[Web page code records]
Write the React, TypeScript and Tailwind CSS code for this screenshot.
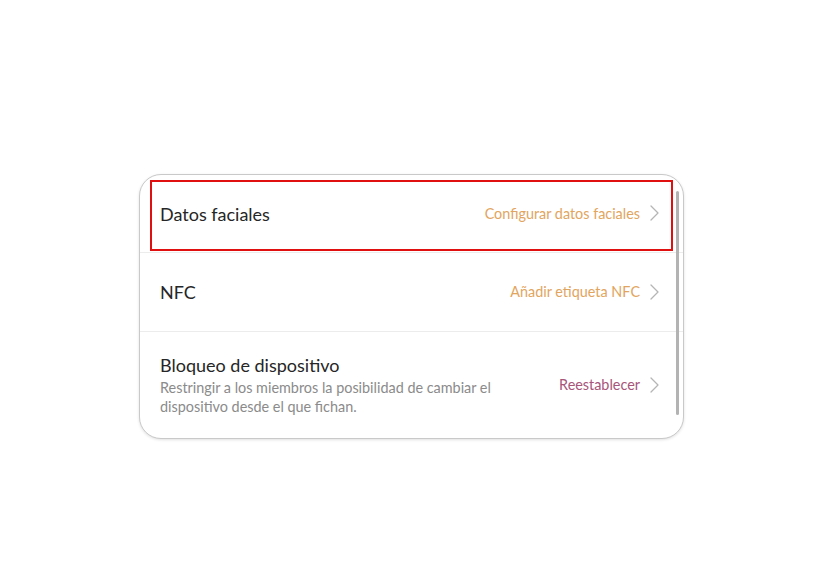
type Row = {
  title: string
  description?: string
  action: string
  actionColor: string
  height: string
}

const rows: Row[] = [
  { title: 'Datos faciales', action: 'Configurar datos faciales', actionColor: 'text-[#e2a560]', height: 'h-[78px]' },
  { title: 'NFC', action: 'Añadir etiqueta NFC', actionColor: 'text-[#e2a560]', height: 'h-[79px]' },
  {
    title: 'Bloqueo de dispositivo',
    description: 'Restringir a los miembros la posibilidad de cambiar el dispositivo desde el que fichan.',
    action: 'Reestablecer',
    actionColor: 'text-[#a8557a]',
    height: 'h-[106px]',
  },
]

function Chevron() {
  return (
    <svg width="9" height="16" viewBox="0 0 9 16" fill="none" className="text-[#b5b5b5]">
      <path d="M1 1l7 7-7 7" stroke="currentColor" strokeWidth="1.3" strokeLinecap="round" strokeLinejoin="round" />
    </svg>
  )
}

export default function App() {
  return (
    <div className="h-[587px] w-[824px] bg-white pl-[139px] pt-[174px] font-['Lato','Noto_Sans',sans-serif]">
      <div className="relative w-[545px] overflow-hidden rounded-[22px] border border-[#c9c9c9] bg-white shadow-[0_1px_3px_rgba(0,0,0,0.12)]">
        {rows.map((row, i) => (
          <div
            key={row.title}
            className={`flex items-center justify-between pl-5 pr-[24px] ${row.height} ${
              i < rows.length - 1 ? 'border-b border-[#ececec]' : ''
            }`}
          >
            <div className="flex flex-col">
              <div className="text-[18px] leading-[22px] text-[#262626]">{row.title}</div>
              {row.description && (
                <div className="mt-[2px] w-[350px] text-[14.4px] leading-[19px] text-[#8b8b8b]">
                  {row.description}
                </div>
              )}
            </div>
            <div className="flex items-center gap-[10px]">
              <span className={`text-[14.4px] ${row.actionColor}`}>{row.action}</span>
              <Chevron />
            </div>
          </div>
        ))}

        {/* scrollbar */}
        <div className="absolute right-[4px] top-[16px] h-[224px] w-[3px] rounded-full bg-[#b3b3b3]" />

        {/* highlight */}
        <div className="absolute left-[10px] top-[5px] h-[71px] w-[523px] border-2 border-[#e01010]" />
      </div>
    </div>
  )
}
==
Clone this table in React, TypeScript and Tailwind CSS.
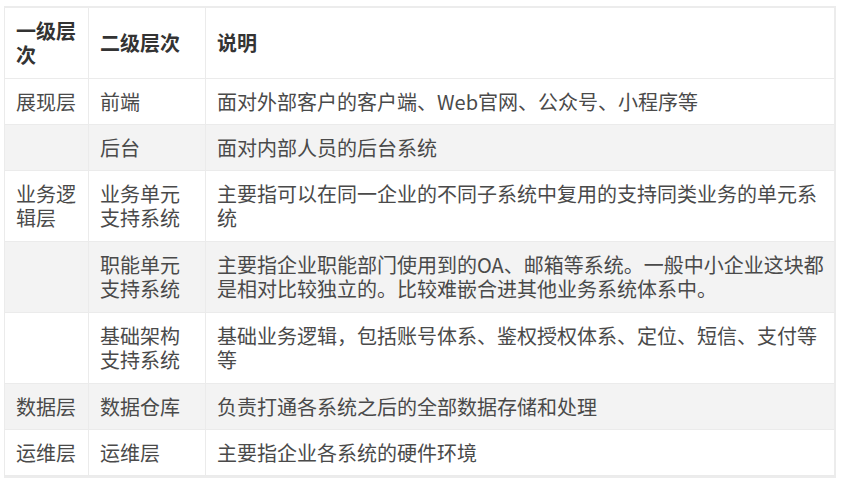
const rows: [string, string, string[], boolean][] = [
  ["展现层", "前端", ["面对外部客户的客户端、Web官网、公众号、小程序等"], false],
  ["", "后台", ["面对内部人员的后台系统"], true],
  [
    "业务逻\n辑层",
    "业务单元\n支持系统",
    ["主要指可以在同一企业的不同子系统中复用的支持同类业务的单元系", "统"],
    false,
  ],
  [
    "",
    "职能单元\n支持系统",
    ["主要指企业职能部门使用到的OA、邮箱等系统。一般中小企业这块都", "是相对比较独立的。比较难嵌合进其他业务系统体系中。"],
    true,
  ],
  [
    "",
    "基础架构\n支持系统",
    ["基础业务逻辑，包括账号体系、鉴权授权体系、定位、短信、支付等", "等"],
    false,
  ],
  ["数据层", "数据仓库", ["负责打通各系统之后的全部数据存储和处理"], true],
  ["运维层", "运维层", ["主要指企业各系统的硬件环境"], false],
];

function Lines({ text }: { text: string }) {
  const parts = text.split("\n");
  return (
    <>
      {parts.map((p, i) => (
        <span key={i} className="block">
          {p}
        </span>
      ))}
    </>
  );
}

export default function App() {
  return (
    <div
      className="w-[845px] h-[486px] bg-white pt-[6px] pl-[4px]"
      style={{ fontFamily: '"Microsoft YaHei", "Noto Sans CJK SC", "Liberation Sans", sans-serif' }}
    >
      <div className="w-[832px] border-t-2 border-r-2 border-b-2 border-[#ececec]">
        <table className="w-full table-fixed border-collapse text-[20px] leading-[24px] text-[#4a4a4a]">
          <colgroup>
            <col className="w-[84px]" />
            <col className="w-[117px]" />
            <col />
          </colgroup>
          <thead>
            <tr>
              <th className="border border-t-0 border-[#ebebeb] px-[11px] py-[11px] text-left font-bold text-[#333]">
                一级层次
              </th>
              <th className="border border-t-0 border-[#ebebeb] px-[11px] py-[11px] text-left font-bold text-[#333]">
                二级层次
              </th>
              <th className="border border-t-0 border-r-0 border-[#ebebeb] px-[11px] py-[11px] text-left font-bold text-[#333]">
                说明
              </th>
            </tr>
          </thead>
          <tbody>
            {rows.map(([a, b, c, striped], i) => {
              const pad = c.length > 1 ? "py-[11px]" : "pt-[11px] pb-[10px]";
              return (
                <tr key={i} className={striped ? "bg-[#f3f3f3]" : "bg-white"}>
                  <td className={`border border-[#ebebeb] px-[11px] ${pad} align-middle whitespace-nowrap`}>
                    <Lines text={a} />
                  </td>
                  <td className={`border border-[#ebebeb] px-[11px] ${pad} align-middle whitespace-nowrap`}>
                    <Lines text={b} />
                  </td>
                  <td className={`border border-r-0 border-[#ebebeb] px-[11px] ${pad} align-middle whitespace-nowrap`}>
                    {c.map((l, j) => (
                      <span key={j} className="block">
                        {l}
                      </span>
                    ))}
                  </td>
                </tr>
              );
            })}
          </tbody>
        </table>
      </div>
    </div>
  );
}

| STATED GOAL |
Extract exactly, and only, the lines from the one with "Write the React, TypeScript" to the one with "right-[4px] top-[16px] h-[224px]", both ends counted. Leave the images behind.

| TASK OUTPUT |
Write the React, TypeScript and Tailwind CSS code for this screenshot.
type Row = {
  title: string
  description?: string
  action: string
  actionColor: string
  height: string
}

const rows: Row[] = [
  { title: 'Datos faciales', action: 'Configurar datos faciales', actionColor: 'text-[#e2a560]', height: 'h-[78px]' },
  { title: 'NFC', action: 'Añadir etiqueta NFC', actionColor: 'text-[#e2a560]', height: 'h-[79px]' },
  {
    title: 'Bloqueo de dispositivo',
    description: 'Restringir a los miembros la posibilidad de cambiar el dispositivo desde el que fichan.',
    action: 'Reestablecer',
    actionColor: 'text-[#a8557a]',
    height: 'h-[106px]',
  },
]

function Chevron() {
  return (
    <svg width="9" height="16" viewBox="0 0 9 16" fill="none" className="text-[#b5b5b5]">
      <path d="M1 1l7 7-7 7" stroke="currentColor" strokeWidth="1.3" strokeLinecap="round" strokeLinejoin="round" />
    </svg>
  )
}

export default function App() {
  return (
    <div className="h-[587px] w-[824px] bg-white pl-[139px] pt-[174px] font-['Lato','Noto_Sans',sans-serif]">
      <div className="relative w-[545px] overflow-hidden rounded-[22px] border border-[#c9c9c9] bg-white shadow-[0_1px_3px_rgba(0,0,0,0.12)]">
        {rows.map((row, i) => (
          <div
            key={row.title}
            className={`flex items-center justify-between pl-5 pr-[24px] ${row.height} ${
              i < rows.length - 1 ? 'border-b border-[#ececec]' : ''
            }`}
          >
            <div className="flex flex-col">
              <div className="text-[18px] leading-[22px] text-[#262626]">{row.title}</div>
              {row.description && (
                <div className="mt-[2px] w-[350px] text-[14.4px] leading-[19px] text-[#8b8b8b]">
                  {row.description}
                </div>
              )}
            </div>
            <div className="flex items-center gap-[10px]">
              <span className={`text-[14.4px] ${row.actionColor}`}>{row.action}</span>
              <Chevron />
            </div>
          </div>
        ))}

        {/* scrollbar */}
        <div className="absolute right-[4px] top-[16px] h-[224px] w-[3px] rounded-full bg-[#b3b3b3]" />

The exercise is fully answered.